In quel tempo, mentre Gesù andava per la strada, un tale gli corse incontro e, gettandosi in ginocchio davanti a lui, gli domandò: «Maestro buono, che cosa devo fare per avere in eredità la vita eterna?». Gesù gli disse: «Perché mi chiami buono? Nessuno è buono, se non Dio solo. Tu conosci i comandamenti: “Non uccidere, non commettere adulterio, non rubare, non testimoniare il falso, non frodare, onora tuo padre e tua madre”».
Egli allora gli disse: «Maestro, tutte queste cose le ho osservate fin dalla mia giovinezza». Allora Gesù fissò lo sguardo su di lui, lo amò e gli disse: «Una cosa sola ti manca: va’, vendi quello che hai e dallo ai poveri, e avrai un tesoro in cielo; e vieni! Seguimi!». Ma a queste parole egli si fece scuro in volto e se ne andò rattristato; possedeva infatti molti beni.

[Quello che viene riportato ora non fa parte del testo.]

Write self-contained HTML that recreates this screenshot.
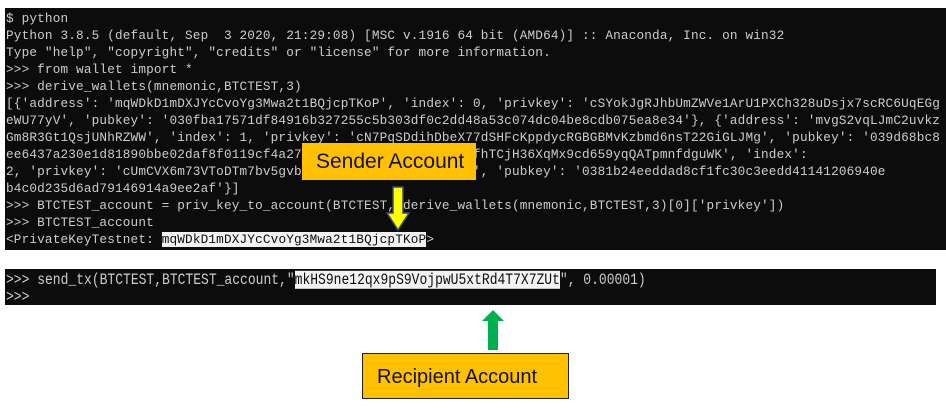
<!DOCTYPE html>
<html><head><style>
body{margin:0;width:946px;height:411px;background:#fff;position:relative;overflow:hidden;font-family:"Liberation Mono",monospace}
.t1{position:absolute;left:5px;top:8px;width:941px;height:242px;background:#0c0c0c}
.ln{position:absolute;left:6px;white-space:pre;color:#cccccc;font-size:12.7px;line-height:17px;letter-spacing:0.17px}
.hl{background:#f2f2f2;color:#0c0c0c}
.t2{position:absolute;left:5px;top:269px;width:931px;height:36px;background:#0c0c0c}
.l2{position:absolute;left:6px;white-space:pre;color:#cccccc;font-size:13px;line-height:14px;transform:scaleY(1.2);transform-origin:0 0}
.box{position:absolute;background:#ffc000;border:1px solid #222;font-family:"Liberation Sans",sans-serif;color:#111}
</style></head><body>
<div class="t1"></div>
<div class="ln" style="top:10px">$ python
Python 3.8.5 (default, Sep  3 2020, 21:29:08) [MSC v.1916 64 bit (AMD64)] :: Anaconda, Inc. on win32
Type "help", "copyright", "credits" or "license" for more information.
&gt;&gt;&gt; from wallet import *
&gt;&gt;&gt; derive_wallets(mnemonic,BTCTEST,3)
[{'address': 'mqWDkD1mDXJYcCvoYg3Mwa2t1BQjcpTKoP', 'index': 0, 'privkey': 'cSYokJgRJhbUmZWVe1ArU1PXCh328uDsjx7scRC6UqEGg
eWU77yV', 'pubkey': '030fba17571df84916b327255c5b303df0c2dd48a53c074dc04be8cdb075ea8e34'}, {'address': 'mvgS2vqLJmC2uvkz
Gm8R3Gt1QsjUNhRZWW', 'index': 1, 'privkey': 'cN7PqSDdihDbeX77dSHFcKppdycRGBGBMvKzbmd6nsT22GiGLJMg', 'pubkey': '039d68bc8
ee6437a230e1d81890bbe02daf8f0119cf4a27fe1c8, {'address': 'mxfhTCjH36XqMx9cd659yqQATpmnfdguWK', 'index':
2, 'privkey': 'cUmCVX6m73VToDTm7bv5gvbxxxxxxxxxxxxxxxHs4VhSK', 'pubkey': '0381b24eeddad8cf1fc30c3eedd41141206940e
b4c0d235d6ad79146914a9ee2af'}]
&gt;&gt;&gt; BTCTEST_account = priv_key_to_account(BTCTEST, derive_wallets(mnemonic,BTCTEST,3)[0]['privkey'])
&gt;&gt;&gt; BTCTEST_account
&lt;PrivateKeyTestnet: <span class="hl">mqWDkD1mDXJYcCvoYg3Mwa2t1BQjcpTKoP</span>&gt;</div>
<div class="box" style="left:302px;top:143px;width:174px;height:37px;border:none;font-size:21px;line-height:37px;padding-left:14px;box-sizing:border-box">Sender Account</div>
<svg style="position:absolute;left:385px;top:186px" width="26" height="46"><path d="M8 1h10v26h6L13 44 2 27h6z" fill="#ffff00" stroke="#3a4a7a" stroke-width="1.5"/></svg>
<div class="t2"></div>
<div class="l2" style="top:272px">&gt;&gt;&gt; send_tx(BTCTEST,BTCTEST_account,"<span class="hl">mkHS9ne12qx9pS9VojpwU5xtRd4T7X7ZUt</span>", 0.00001)
&gt;&gt;&gt;</div>
<svg style="position:absolute;left:481px;top:309px" width="24" height="42"><path d="M7 41V12H1L12 1l11 11h-6v29z" fill="#00b050"/></svg>
<div class="box" style="left:362px;top:353px;width:207px;height:46px;font-size:20px;line-height:46px;padding-left:14px;box-sizing:border-box">Recipient Account</div>
</body></html>
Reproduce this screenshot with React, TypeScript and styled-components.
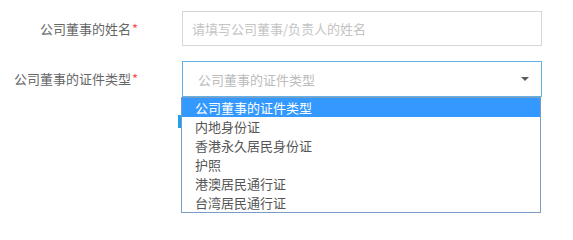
import styled, { createGlobalStyle } from 'styled-components';

const GlobalStyle = createGlobalStyle`
  html, body {
    margin: 0;
    padding: 0;
    background: #ffffff;
  }
  body {
    font-family: "Noto Sans CJK SC", "Liberation Sans", sans-serif;
    font-size: 13px;
  }
  #root {
    min-height: 222px;
  }
`;

const Page = styled.div`
  position: relative;
  min-height: 222px;
  overflow: visible;
`;

const Form = styled.form`
  display: flex;
  flex-direction: column;
  gap: 15px;
  padding-top: 11px;
`;

const Row = styled.div`
  display: grid;
  grid-template-columns: 138px 360px;
  column-gap: 44px;
  align-items: center;
`;

const Label = styled.label`
  text-align: right;
  color: #666666;
  font-size: 13px;
  line-height: 18px;
  white-space: nowrap;
`;

const Required = styled.span`
  color: #ff4d4f;
  margin-left: 1px;
`;

const TextInput = styled.input`
  box-sizing: border-box;
  width: 360px;
  height: 35px;
  padding: 0 9px;
  border: 1px solid #d6d6d6;
  border-radius: 0;
  outline: none;
  font-family: inherit;
  font-size: 13px;
  color: #555555;
  &::placeholder {
    color: #c4c4c4;
  }
`;

const SelectWrap = styled.div`
  position: relative;
  width: 360px;
`;

const SelectBox = styled.div`
  box-sizing: border-box;
  height: 36px;
  padding: 0 12px 0 15px;
  border: 1px solid #66b1e3;
  display: flex;
  align-items: center;
  justify-content: space-between;
  color: #bcbcbc;
  font-size: 13px;
`;

const Caret = styled.span`
  width: 0;
  height: 0;
  border-left: 4px solid transparent;
  border-right: 4px solid transparent;
  border-top: 4px solid #5c5c5c;
`;

const OptionList = styled.div`
  position: absolute;
  top: 36px;
  left: -1px;
  box-sizing: border-box;
  width: 360px;
  border: 1px solid #7a9bc2;
  background: #ffffff;
  z-index: 2;
`;

const Option = styled.div<{ $active?: boolean }>`
  height: 19px;
  line-height: 19px;
  padding-left: 13px;
  font-size: 13px;
  color: ${(p) => (p.$active ? '#ffffff' : '#555555')};
  background: ${(p) => (p.$active ? '#3399ff' : 'transparent')};
  white-space: nowrap;
`;

const SideTab = styled.span`
  position: absolute;
  top: 54px;
  left: -4px;
  width: 3px;
  height: 13px;
  background: #1e9ff0;
  z-index: 1;
`;

const options = ['公司董事的证件类型', '内地身份证', '香港永久居民身份证', '护照', '港澳居民通行证', '台湾居民通行证'];

export default function App() {
  return (
    <Page>
      <GlobalStyle />
      <Form>
        <Row>
          <Label>
            公司董事的姓名<Required>*</Required>
          </Label>
          <TextInput placeholder="请填写公司董事/负责人的姓名" />
        </Row>
        <Row>
          <Label>
            公司董事的证件类型<Required>*</Required>
          </Label>
          <SelectWrap>
            <SelectBox>
              <span>公司董事的证件类型</span>
              <Caret />
            </SelectBox>
            <SideTab />
            <OptionList>
              {options.map((o, i) => (
                <Option key={o} $active={i === 0}>
                  {o}
                </Option>
              ))}
            </OptionList>
          </SelectWrap>
        </Row>
      </Form>
    </Page>
  );
}
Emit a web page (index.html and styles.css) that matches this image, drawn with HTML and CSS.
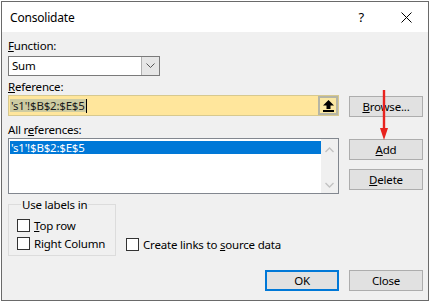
FILE: index.html
```html
<!DOCTYPE html>
<html lang="en">
<head>
    <meta charset="UTF-8">
    <title>Consolidate</title>
    <link rel="stylesheet" href="styles.css">
</head>
<body>
    <div class="dialog">
        <div class="titlebar">
            <span class="title">Consolidate</span>
            <span class="help">?</span>
            <svg class="close-x" width="11" height="11" viewBox="0 0 11 11">
                <path d="M0.5 0.5 L10.5 10.5 M10.5 0.5 L0.5 10.5" stroke="#000" stroke-width="1" fill="none"/>
            </svg>
        </div>

        <div class="content">
            <div class="lbl"><u>F</u>unction:</div>
            <div class="select">
                <span class="select-value">Sum</span>
                <span class="dd">
                    <svg width="9" height="6" viewBox="0 0 9 6"><path d="M0.5 0.5 L4.5 4.5 L8.5 0.5" stroke="#555" fill="none"/></svg>
                </span>
            </div>

            <div class="lbl lbl-gap"><u>R</u>eference:</div>
            <div class="row">
                <div class="ref-input">
                    <span class="ref-text"><span class="sel">'s1'!$B$2:$E$5</span><span class="caret"></span></span>
                    <span class="collapse">
                        <svg width="11" height="12" viewBox="0 0 11 12">
                            <path d="M5.5 0 L11 5.5 L7.5 5.5 L7.5 9 L3.5 9 L3.5 5.5 L0 5.5 Z" fill="#000"/>
                            <rect x="0" y="10" width="11" height="2" fill="#000"/>
                        </svg>
                    </span>
                </div>
                <button class="btn btn-browse"><u>B</u>rowse...</button>
            </div>

            <div class="lbl lbl-all">All r<u>e</u>ferences:</div>
            <div class="row">
                <div class="listbox">
                    <div class="list-items">
                        <div class="list-item selected">'s1'!$B$2:$E$5</div>
                    </div>
                    <div class="scrollbar">
                        <svg width="9" height="6" viewBox="0 0 9 6"><path d="M0.5 5 L4.5 1 L8.5 5" stroke="#c2c2c2" stroke-width="1.3" fill="none"/></svg>
                        <svg width="9" height="6" viewBox="0 0 9 6"><path d="M0.5 1 L4.5 5 L8.5 1" stroke="#c2c2c2" stroke-width="1.3" fill="none"/></svg>
                    </div>
                </div>
                <div class="side-buttons">
                    <button class="btn btn-add"><u>A</u>dd</button>
                    <button class="btn btn-delete"><u>D</u>elete</button>
                </div>
            </div>

            <div class="labels-row">
                <fieldset class="group">
                    <legend>Use labels in</legend>
                    <div class="check"><span class="box"></span><span><u>T</u>op row</span></div>
                    <div class="check"><span class="box"></span><span>Right Column</span></div>
                </fieldset>
                <div class="check check-links"><span class="box"></span><span>Create links to <u>s</u>ource data</span></div>
            </div>

            <div class="footer">
                <button class="btn btn-ok">OK</button>
                <button class="btn">Close</button>
            </div>
        </div>

        <svg class="red-arrow" width="10" height="52" viewBox="0 0 10 52">
            <path d="M5 1 L5 40" stroke="#e8231f" stroke-width="2.4"/>
            <path d="M1 39 L9 39 L5 51 Z" fill="#e8231f"/>
        </svg>
    </div>
</body>
</html>
```

FILE: styles.css
```css
body {
    margin: 0;
    background-color: #fff;
    font-family: "Noto Sans", "Segoe UI", sans-serif;
    font-size: 11.5px;
    letter-spacing: -0.2px;
    color: #000;
}

.dialog {
    position: relative;
    width: 426px;
    height: 298px;
    margin: 1px 0 0 1px;
    border: 1px solid #6a6a6a;
    background-color: #f0f0f0;
}

.titlebar {
    height: 30px;
    background-color: #fff;
    display: flex;
    align-items: center;
    padding: 0 16px 0 8px;
}

.title {
    flex: 1;
    font-size: 12px;
}

.help {
    margin-right: 37px;
    font-size: 13px;
}

.content {
    padding: 6px 5px 0 6px;
}

.lbl {
    line-height: 15px;
    margin-bottom: 3px;
}

.lbl-gap {
    margin-top: 3px;
    margin-bottom: 1px;
}

.lbl-all {
    margin-top: 5px;
    margin-bottom: 1px;
}

.select {
    width: 152px;
    height: 20px;
    box-sizing: border-box;
    border: 1px solid #7a7a7a;
    background-color: #fff;
    display: flex;
}

.select-value {
    flex: 1;
    padding-left: 3px;
    line-height: 18px;
}

.dd {
    width: 17px;
    border-left: 1px solid #b0b0b0;
    background-color: #e6e6e6;
    display: flex;
    align-items: center;
    justify-content: center;
}

.row {
    display: flex;
    align-items: flex-start;
    gap: 10px;
}

.ref-input {
    width: 331px;
    height: 21px;
    box-sizing: border-box;
    border: 1px solid #d7c98f;
    background-color: #ffe69c;
    display: flex;
    align-items: center;
}

.ref-text {
    flex: 1;
    display: flex;
    align-items: center;
    padding-left: 1px;
}

.sel {
    background-color: #cdcba2;
    color: #1a1a1a;
    line-height: 13px;
    padding: 0 1px;
}

.caret {
    width: 1px;
    height: 14px;
    background-color: #000;
}

.collapse {
    width: 20px;
    height: 19px;
    box-sizing: border-box;
    border: 2px solid #b5b5a5;
    background-color: #fbe8a2;
    display: flex;
    align-items: center;
    justify-content: center;
}

.btn {
    width: 74px;
    height: 21px;
    box-sizing: border-box;
    border: 1px solid #adadad;
    background-color: #e1e1e1;
    font-family: inherit;
    font-size: 11.5px;
    letter-spacing: -0.2px;
    color: #000;
    padding: 0;
}

.btn-browse {
    margin-top: 1px;
}

.listbox {
    width: 331px;
    height: 56px;
    box-sizing: border-box;
    border: 1px solid #82878f;
    background-color: #fff;
    display: flex;
}

.list-items {
    flex: 1;
    padding: 2px 0 0 1px;
}

.list-item {
    line-height: 13px;
    padding-left: 1px;
}

.list-item.selected {
    background-color: #0078d7;
    color: #fff;
}

.scrollbar {
    width: 17px;
    background-color: #f0f0f0;
    display: flex;
    flex-direction: column;
    justify-content: space-between;
    align-items: center;
    padding: 8px 0 5px;
}

.side-buttons {
    display: flex;
    flex-direction: column;
    gap: 9px;
    margin-top: 1px;
}

.labels-row {
    display: flex;
    align-items: flex-end;
    margin-top: 3px;
}

.group {
    width: 108px;
    box-sizing: border-box;
    margin: 0;
    padding: 4px 0 3px 8px;
    border: 1px solid #dcdcdc;
}

.group legend {
    padding: 0 1px;
    margin-left: 4px;
    line-height: 15px;
}

.check {
    display: flex;
    align-items: center;
    gap: 4px;
    height: 18px;
}

.box {
    width: 13px;
    height: 13px;
    box-sizing: border-box;
    border: 1px solid #333;
    background-color: #fff;
}

.check-links {
    margin-left: 10px;
    margin-bottom: 3px;
}

.footer {
    display: flex;
    justify-content: flex-end;
    gap: 10px;
    margin-top: 14px;
}

.btn-ok {
    border: 2px solid #0078d7;
}

.red-arrow {
    position: absolute;
    left: 377px;
    top: 87px;
}
```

Gesù, volgendo lo sguardo attorno, disse ai suoi discepoli: «Quanto è difficile, per quelli che possiedono ricchezze, entrare nel regno di Dio!». I discepoli erano sconcertati dalle sue parole; ma Gesù riprese e disse loro: «Figli, quanto è difficile entrare nel regno di Dio! È più facile che un cammello passi per la cruna di un ago, che un ricco entri nel regno di Dio». Essi, ancora più stupiti, dicevano tra loro: «E chi può essere salvato?». Ma Gesù, guardandoli in faccia, disse: «Impossibile agli uomini, ma non a Dio! Perché tutto è possibile a Dio».
Pietro allora prese a dirgli: «Ecco, noi abbiamo lasciato tutto e ti abbiamo seguito». Gesù gli rispose: «In verità io vi dico: non c’è nessuno che abbia lasciato casa o fratelli o sorelle o madre o padre o figli o campi per causa mia e per causa del Vangelo, che non riceva già ora, in questo tempo, cento volte tanto in case e fratelli e sorelle e madri e figli e campi, insieme a persecuzioni, e la vita eterna nel tempo che verrà».

Commento

 Non è questione di ISEE. Il problema non sta negli zeri del conto in banca ma nel peso cha la presenza di Cristo ha nella nostra vita. Nella preghiera di Colletta di questa domenica pregheremo così: “O Dio nostro Padre, […] donaci di amare sopra ogni cosa Gesù Cristo, tuo Figlio, perché, […] diventiamo liberi e poveri per il tuo regno.” L’ascetismo cristiano non si basa sul radicalismo delle rinunce, ma sul radicalismo dell’appartenenza a Cristo, del metterlo al primo posto in ogni cosa che facciamo.
Non si può pensare di scoprire e di conoscere il volto di Dio partendo da se stessi, e dal proprio impegno nello spogliarsi di quante più ricchezze possibili. Sarà evidentemente il contrario: sarà possibile seguire Gesù mettendo al secondo posto tutto il resto, solo lasciandosi toccare dall’incontro con lui e con il suo amore: tramite l’affetto ricevuto dai nostri cari, a partire del riconoscimento dei tanti benefici ricevuti nella vita, o attraverso la contemplazione della sua presenza nella bellezza del creato o nelle personali esperienze spirituali.  L’evangelista Marco è l’unico dei tre evangelisti – gli altri due sono Matteo e Luca – a dirci che Gesù “fissandolo, lo amò”. Ecco: forse quell’uomo non ha colto la densità di quello sguardo che voleva indicargli il completamento del suo itinerario spirituale, a partire da un incontro personale.
O forse quell’uomo non ha capito fin da subito di non trovarsi semplicemente davanti ad un grande maestro, ma davanti a Dio in persona. Prima lo chiama “maestro buono”. Poi quando Gesù gli fa presente che solo Dio è buono, egli si corregge e lo chiama semplicemente “Maestro”. Se Gesù non è riconosciuto per quello che è, cioè il Dio fatto uomo che irrompe nella storia, “il bene, ogni bene, il sommo bene” come lo chiamava Francesco d’Assisi, qualsiasi possesso - materiale o immateriale che sia - sarà sufficiente a illuderci di essere ricchi di qualcosa e ad impedirci di entrare nel regno di Dio. Teniamo a mente la prima beatitudine di Gesù: “Beati i poveri in spirito, perché di essi è il regno dei cieli” (Mt 5,3). Se non saremo convinti di quanto sia bello e umanamente appagante vivere nell’amore di Cristo Signore ci sarà sempre una cruna d’ago ad impedirci l’ingresso nella gioia senza fine.